EXERCISE GOAL: Print all entries precisely as they are written.

INPUT MATERIAL:
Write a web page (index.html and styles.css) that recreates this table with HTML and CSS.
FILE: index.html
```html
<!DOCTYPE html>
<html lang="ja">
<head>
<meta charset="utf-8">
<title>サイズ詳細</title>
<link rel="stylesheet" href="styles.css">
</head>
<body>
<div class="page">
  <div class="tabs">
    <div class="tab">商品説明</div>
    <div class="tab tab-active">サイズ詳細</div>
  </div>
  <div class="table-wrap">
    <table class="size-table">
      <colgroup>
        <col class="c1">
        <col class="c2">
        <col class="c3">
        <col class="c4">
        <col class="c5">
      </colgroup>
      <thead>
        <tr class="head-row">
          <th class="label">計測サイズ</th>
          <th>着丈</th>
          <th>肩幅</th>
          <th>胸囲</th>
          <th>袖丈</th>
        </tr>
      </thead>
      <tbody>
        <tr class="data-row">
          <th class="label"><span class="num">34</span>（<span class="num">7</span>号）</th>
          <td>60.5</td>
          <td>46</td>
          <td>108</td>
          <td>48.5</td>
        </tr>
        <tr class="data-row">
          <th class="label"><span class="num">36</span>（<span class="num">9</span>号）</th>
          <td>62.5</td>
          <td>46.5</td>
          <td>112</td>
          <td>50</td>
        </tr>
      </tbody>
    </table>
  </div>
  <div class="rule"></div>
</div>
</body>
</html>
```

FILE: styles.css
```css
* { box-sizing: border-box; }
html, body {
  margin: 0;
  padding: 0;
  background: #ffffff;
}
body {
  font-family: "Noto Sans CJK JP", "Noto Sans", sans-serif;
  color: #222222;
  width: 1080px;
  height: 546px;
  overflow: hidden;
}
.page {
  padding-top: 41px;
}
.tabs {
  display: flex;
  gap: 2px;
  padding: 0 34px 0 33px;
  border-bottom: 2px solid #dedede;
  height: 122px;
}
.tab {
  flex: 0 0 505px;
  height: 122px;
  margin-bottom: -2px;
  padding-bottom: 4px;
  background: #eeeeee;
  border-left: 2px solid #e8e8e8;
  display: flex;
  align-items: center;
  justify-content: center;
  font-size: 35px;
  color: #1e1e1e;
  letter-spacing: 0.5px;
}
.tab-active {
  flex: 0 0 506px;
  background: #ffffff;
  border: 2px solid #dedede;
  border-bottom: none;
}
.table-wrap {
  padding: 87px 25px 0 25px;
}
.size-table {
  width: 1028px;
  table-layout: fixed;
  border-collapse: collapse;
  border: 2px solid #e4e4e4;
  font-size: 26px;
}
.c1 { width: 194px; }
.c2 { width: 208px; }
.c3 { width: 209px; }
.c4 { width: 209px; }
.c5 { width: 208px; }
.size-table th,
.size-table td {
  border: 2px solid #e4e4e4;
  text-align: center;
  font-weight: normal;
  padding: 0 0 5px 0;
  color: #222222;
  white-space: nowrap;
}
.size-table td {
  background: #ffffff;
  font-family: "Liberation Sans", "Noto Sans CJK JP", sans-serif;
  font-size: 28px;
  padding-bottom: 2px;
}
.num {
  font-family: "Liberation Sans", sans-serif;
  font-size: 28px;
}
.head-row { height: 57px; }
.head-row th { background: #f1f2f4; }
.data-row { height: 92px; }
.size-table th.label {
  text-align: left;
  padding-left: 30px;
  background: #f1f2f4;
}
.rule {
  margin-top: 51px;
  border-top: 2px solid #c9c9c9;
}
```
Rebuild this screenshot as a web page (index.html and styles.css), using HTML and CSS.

IN RESPONSE:
Write a web page (index.html and styles.css) that recreates this table with HTML and CSS.
FILE: index.html
```html
<!DOCTYPE html>
<html lang="ja">
<head>
<meta charset="utf-8">
<title>サイズ詳細</title>
<link rel="stylesheet" href="styles.css">
</head>
<body>
<div class="page">
  <div class="tabs">
    <div class="tab">商品説明</div>
    <div class="tab tab-active">サイズ詳細</div>
  </div>
  <div class="table-wrap">
    <table class="size-table">
      <colgroup>
        <col class="c1">
        <col class="c2">
        <col class="c3">
        <col class="c4">
        <col class="c5">
      </colgroup>
      <thead>
        <tr class="head-row">
          <th class="label">計測サイズ</th>
          <th>着丈</th>
          <th>肩幅</th>
          <th>胸囲</th>
          <th>袖丈</th>
        </tr>
      </thead>
      <tbody>
        <tr class="data-row">
          <th class="label"><span class="num">34</span>（<span class="num">7</span>号）</th>
          <td>60.5</td>
          <td>46</td>
          <td>108</td>
          <td>48.5</td>
        </tr>
        <tr class="data-row">
          <th class="label"><span class="num">36</span>（<span class="num">9</span>号）</th>
          <td>62.5</td>
          <td>46.5</td>
          <td>112</td>
          <td>50</td>
        </tr>
      </tbody>
    </table>
  </div>
  <div class="rule"></div>
</div>
</body>
</html>
```

FILE: styles.css
```css
* { box-sizing: border-box; }
html, body {
  margin: 0;
  padding: 0;
  background: #ffffff;
}
body {
  font-family: "Noto Sans CJK JP", "Noto Sans", sans-serif;
  color: #222222;
  width: 1080px;
  height: 546px;
  overflow: hidden;
}
.page {
  padding-top: 41px;
}
.tabs {
  display: flex;
  gap: 2px;
  padding: 0 34px 0 33px;
  border-bottom: 2px solid #dedede;
  height: 122px;
}
.tab {
  flex: 0 0 505px;
  height: 122px;
  margin-bottom: -2px;
  padding-bottom: 4px;
  background: #eeeeee;
  border-left: 2px solid #e8e8e8;
  display: flex;
  align-items: center;
  justify-content: center;
  font-size: 35px;
  color: #1e1e1e;
  letter-spacing: 0.5px;
}
.tab-active {
  flex: 0 0 506px;
  background: #ffffff;
  border: 2px solid #dedede;
  border-bottom: none;
}
.table-wrap {
  padding: 87px 25px 0 25px;
}
.size-table {
  width: 1028px;
  table-layout: fixed;
  border-collapse: collapse;
  border: 2px solid #e4e4e4;
  font-size: 26px;
}
.c1 { width: 194px; }
.c2 { width: 208px; }
.c3 { width: 209px; }
.c4 { width: 209px; }
.c5 { width: 208px; }
.size-table th,
.size-table td {
  border: 2px solid #e4e4e4;
  text-align: center;
  font-weight: normal;
  padding: 0 0 5px 0;
  color: #222222;
  white-space: nowrap;
}
.size-table td {
  background: #ffffff;
  font-family: "Liberation Sans", "Noto Sans CJK JP", sans-serif;
  font-size: 28px;
  padding-bottom: 2px;
}
.num {
  font-family: "Liberation Sans", sans-serif;
  font-size: 28px;
}
.head-row { height: 57px; }
.head-row th { background: #f1f2f4; }
.data-row { height: 92px; }
.size-table th.label {
  text-align: left;
  padding-left: 30px;
  background: #f1f2f4;
}
.rule {
  margin-top: 51px;
  border-top: 2px solid #c9c9c9;
}
```
Rebuild this screenshot as a web page (index.html and styles.css), using HTML and CSS.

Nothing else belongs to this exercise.